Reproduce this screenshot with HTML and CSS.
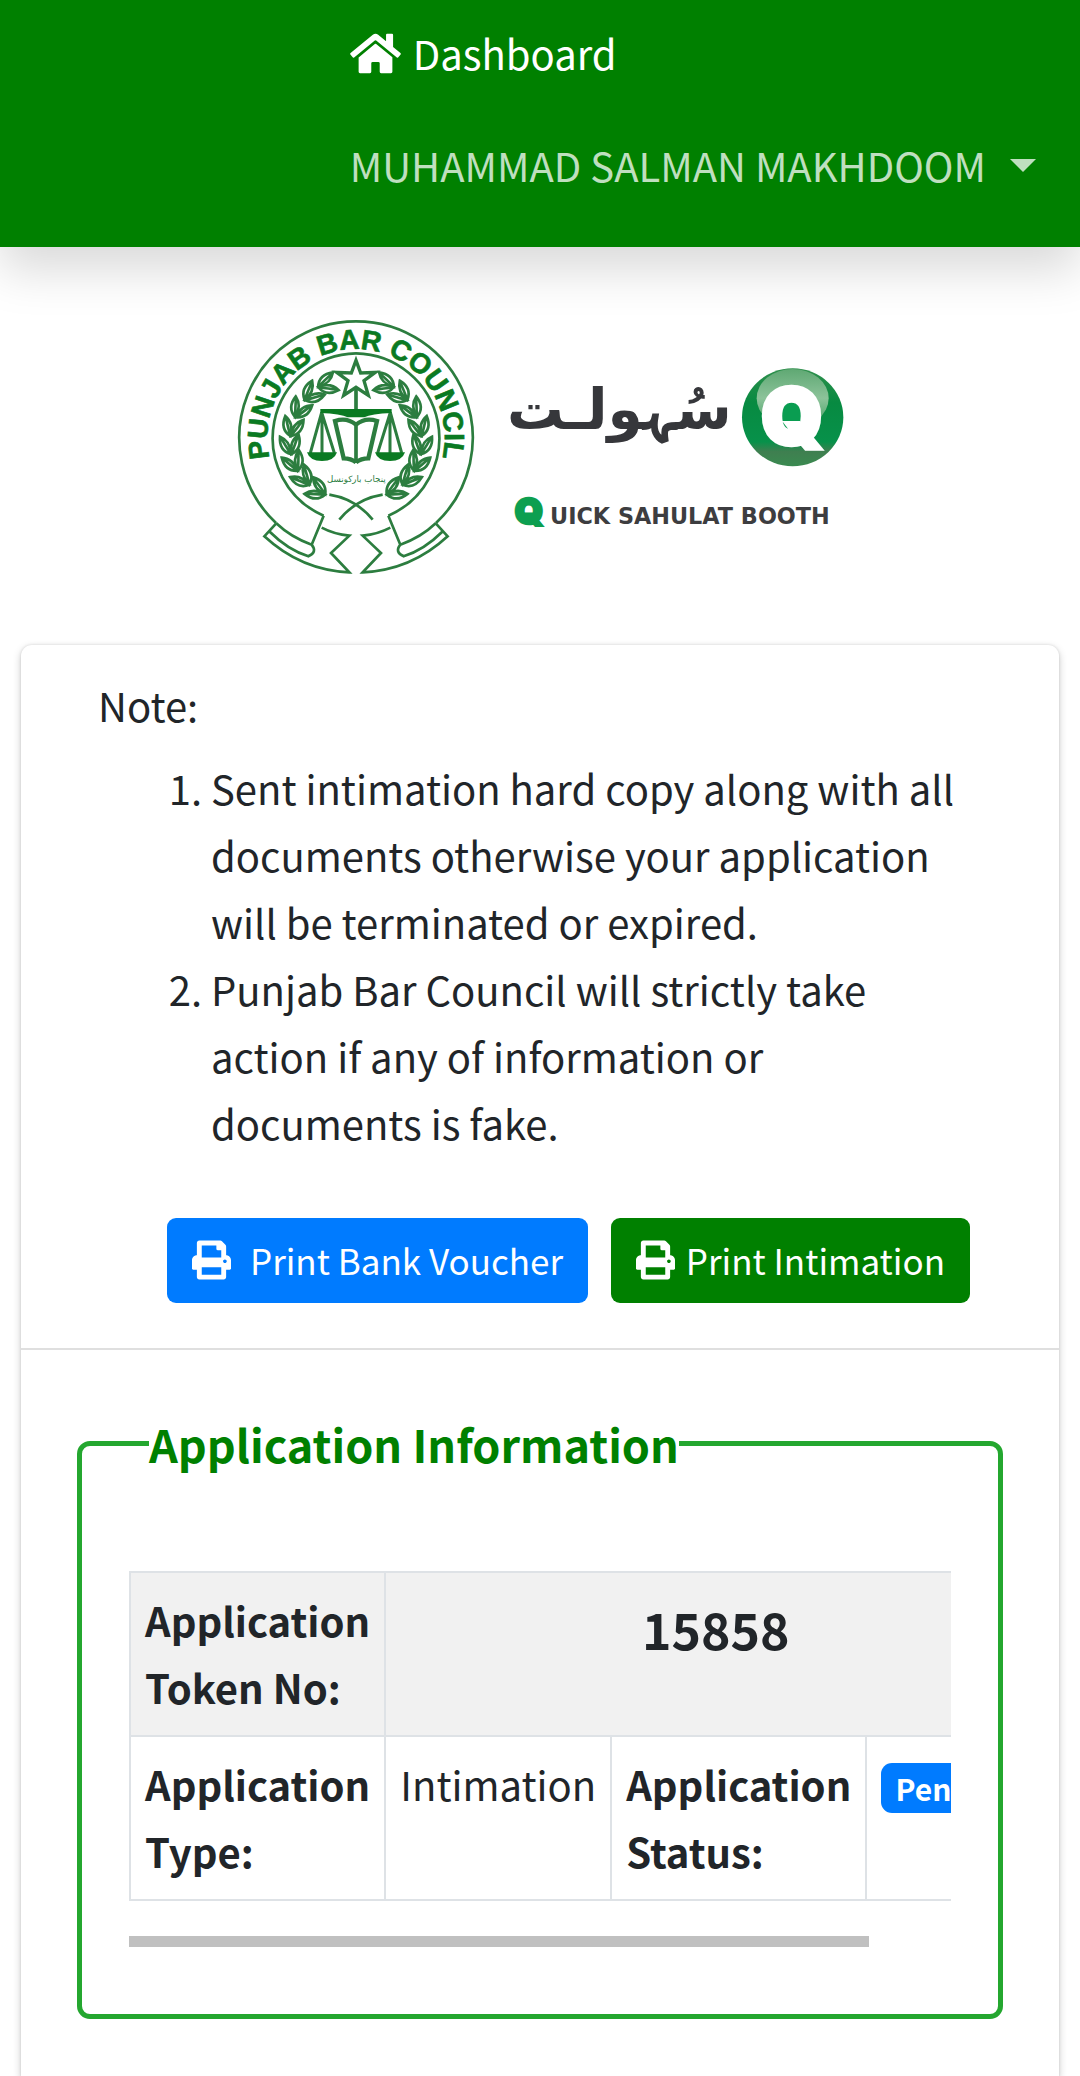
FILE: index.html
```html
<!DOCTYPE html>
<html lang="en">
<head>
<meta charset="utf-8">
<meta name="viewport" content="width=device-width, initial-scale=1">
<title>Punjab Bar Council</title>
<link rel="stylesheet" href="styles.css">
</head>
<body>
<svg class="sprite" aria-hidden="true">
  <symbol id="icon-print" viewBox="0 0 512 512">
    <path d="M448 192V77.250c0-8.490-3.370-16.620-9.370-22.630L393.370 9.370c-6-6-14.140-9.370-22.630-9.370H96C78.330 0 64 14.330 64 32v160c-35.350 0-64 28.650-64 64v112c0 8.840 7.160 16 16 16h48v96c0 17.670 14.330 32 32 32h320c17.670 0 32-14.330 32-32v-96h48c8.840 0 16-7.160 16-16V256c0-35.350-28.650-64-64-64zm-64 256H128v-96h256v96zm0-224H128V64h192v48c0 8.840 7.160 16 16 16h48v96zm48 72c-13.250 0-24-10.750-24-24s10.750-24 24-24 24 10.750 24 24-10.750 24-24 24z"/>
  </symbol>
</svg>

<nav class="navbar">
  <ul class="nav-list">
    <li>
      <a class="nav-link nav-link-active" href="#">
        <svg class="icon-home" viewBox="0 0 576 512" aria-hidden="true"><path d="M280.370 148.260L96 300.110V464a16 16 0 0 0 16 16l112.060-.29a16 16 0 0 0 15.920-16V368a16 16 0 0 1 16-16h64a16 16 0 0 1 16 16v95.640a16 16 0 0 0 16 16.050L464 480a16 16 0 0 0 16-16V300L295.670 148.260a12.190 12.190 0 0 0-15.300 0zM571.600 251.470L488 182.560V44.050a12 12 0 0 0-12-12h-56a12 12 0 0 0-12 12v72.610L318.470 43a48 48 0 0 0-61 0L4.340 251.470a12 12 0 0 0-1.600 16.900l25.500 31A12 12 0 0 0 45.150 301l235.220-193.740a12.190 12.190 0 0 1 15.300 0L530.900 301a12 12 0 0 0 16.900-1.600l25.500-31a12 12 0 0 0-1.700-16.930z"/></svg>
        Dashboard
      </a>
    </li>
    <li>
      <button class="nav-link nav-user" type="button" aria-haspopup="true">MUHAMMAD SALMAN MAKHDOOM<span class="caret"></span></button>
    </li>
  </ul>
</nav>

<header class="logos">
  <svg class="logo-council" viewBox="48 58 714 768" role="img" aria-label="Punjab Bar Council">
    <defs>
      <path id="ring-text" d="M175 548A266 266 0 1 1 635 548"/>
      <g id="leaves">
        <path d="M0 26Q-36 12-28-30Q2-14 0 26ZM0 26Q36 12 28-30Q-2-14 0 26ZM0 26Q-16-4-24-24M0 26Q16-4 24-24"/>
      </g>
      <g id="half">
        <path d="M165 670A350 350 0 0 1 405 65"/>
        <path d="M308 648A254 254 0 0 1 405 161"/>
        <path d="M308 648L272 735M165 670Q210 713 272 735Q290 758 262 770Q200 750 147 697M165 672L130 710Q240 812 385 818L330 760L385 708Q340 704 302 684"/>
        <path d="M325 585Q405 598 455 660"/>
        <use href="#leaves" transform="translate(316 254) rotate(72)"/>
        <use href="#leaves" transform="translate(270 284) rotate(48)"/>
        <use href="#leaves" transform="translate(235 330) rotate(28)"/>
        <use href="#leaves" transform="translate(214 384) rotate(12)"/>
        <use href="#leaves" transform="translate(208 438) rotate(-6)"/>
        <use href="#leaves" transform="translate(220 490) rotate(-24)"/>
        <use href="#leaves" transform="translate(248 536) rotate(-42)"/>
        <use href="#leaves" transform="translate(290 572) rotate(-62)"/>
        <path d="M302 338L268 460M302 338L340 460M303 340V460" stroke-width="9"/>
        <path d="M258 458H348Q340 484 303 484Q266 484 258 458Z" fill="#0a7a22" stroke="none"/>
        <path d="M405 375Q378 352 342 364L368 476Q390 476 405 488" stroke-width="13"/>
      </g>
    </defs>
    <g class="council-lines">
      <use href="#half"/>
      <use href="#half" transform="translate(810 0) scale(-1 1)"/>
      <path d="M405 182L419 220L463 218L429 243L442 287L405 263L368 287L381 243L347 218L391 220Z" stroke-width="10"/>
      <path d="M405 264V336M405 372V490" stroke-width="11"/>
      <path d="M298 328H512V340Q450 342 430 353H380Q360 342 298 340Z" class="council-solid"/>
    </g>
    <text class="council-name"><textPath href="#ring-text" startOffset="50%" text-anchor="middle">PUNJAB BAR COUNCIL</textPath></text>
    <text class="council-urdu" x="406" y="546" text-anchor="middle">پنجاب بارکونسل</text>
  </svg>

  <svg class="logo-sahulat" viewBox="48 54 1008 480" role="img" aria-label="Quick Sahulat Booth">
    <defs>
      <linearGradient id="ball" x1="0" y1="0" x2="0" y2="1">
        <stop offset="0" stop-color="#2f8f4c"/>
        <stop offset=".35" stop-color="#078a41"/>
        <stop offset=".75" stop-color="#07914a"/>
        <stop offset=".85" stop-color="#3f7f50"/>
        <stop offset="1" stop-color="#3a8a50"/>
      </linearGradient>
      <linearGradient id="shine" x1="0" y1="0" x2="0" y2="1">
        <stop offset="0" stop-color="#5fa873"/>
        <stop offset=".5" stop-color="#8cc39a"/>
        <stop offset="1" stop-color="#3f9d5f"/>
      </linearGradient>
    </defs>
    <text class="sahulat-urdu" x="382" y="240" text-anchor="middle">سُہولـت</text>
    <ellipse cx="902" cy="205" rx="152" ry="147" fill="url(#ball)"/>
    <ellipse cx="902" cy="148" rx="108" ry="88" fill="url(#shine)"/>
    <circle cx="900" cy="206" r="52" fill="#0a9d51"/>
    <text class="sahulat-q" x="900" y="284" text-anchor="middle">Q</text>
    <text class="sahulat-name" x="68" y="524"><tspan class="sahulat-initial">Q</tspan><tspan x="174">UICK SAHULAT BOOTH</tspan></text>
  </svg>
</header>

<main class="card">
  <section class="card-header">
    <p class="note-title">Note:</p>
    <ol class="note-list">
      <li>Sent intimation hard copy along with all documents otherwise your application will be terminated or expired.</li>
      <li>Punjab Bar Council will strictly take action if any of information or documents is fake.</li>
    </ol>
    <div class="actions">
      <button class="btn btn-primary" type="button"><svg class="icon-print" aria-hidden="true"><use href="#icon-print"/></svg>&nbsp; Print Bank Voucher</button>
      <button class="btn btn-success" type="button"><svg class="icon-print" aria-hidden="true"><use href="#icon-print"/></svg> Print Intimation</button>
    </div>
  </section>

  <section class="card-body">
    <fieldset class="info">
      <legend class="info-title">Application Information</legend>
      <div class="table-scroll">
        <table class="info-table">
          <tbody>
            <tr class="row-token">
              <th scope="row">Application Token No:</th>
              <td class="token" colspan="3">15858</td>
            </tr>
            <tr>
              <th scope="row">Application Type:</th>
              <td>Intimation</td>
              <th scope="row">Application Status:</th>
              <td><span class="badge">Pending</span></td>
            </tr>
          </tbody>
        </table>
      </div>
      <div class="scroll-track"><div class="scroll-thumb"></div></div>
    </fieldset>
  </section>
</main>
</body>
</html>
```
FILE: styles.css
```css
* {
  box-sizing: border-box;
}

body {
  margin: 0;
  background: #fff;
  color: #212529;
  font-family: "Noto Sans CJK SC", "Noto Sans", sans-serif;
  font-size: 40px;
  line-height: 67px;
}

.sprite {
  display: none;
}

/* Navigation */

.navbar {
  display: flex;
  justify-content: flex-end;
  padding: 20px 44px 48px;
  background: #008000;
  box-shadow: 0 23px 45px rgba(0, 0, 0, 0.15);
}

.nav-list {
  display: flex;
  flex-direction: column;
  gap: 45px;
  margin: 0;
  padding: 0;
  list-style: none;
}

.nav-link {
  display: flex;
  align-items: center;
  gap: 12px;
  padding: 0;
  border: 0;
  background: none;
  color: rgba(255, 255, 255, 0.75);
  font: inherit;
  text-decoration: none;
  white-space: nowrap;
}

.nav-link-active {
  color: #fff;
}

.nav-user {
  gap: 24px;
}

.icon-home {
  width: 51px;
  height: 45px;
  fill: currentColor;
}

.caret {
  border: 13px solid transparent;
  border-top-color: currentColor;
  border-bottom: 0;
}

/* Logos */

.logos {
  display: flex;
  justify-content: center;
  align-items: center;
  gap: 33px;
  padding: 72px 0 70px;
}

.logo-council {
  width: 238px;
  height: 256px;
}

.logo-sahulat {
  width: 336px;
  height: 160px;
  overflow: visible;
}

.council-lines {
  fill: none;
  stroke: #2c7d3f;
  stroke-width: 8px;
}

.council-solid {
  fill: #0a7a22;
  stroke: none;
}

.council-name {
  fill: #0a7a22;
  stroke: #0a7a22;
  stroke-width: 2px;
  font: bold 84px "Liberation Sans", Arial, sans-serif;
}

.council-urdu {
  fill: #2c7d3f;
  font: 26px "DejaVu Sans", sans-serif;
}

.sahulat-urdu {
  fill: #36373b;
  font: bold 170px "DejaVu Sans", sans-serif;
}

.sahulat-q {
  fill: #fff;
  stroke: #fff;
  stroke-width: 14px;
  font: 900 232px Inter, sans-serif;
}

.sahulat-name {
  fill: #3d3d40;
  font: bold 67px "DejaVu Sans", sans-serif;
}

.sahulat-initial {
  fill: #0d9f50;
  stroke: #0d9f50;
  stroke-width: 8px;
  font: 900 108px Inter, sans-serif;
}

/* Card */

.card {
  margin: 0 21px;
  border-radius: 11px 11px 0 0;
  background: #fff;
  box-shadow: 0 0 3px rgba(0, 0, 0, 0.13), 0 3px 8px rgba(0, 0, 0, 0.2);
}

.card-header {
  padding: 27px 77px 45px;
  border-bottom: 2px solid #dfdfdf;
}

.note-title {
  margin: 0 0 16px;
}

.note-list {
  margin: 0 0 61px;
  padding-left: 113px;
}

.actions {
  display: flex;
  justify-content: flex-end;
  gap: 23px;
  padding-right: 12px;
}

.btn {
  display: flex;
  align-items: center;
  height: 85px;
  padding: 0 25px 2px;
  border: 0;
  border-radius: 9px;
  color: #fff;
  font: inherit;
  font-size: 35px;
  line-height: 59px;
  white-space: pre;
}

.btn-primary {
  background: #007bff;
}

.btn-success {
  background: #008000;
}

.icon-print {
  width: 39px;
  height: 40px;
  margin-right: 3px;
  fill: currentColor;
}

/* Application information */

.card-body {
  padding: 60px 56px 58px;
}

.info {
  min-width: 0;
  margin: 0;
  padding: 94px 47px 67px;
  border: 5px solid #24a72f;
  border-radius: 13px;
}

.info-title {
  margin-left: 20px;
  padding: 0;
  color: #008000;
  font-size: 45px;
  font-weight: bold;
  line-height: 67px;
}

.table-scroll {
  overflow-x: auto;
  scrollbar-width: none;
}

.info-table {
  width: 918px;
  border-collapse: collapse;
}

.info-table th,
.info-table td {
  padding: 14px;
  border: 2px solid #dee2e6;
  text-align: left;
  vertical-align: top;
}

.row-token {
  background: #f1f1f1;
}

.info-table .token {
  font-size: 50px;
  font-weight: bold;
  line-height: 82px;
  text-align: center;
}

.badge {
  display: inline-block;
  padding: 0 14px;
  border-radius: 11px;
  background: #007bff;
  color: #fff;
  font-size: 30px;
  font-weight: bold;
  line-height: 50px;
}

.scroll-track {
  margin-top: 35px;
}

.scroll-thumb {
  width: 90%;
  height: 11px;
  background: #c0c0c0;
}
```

===============

## Task instructions
Copy each line above where the string "with" occurs.

## The solution
Reproduce this screenshot with HTML and CSS.
      <li>Sent intimation hard copy along with all documents otherwise your application will be terminated or expired.</li>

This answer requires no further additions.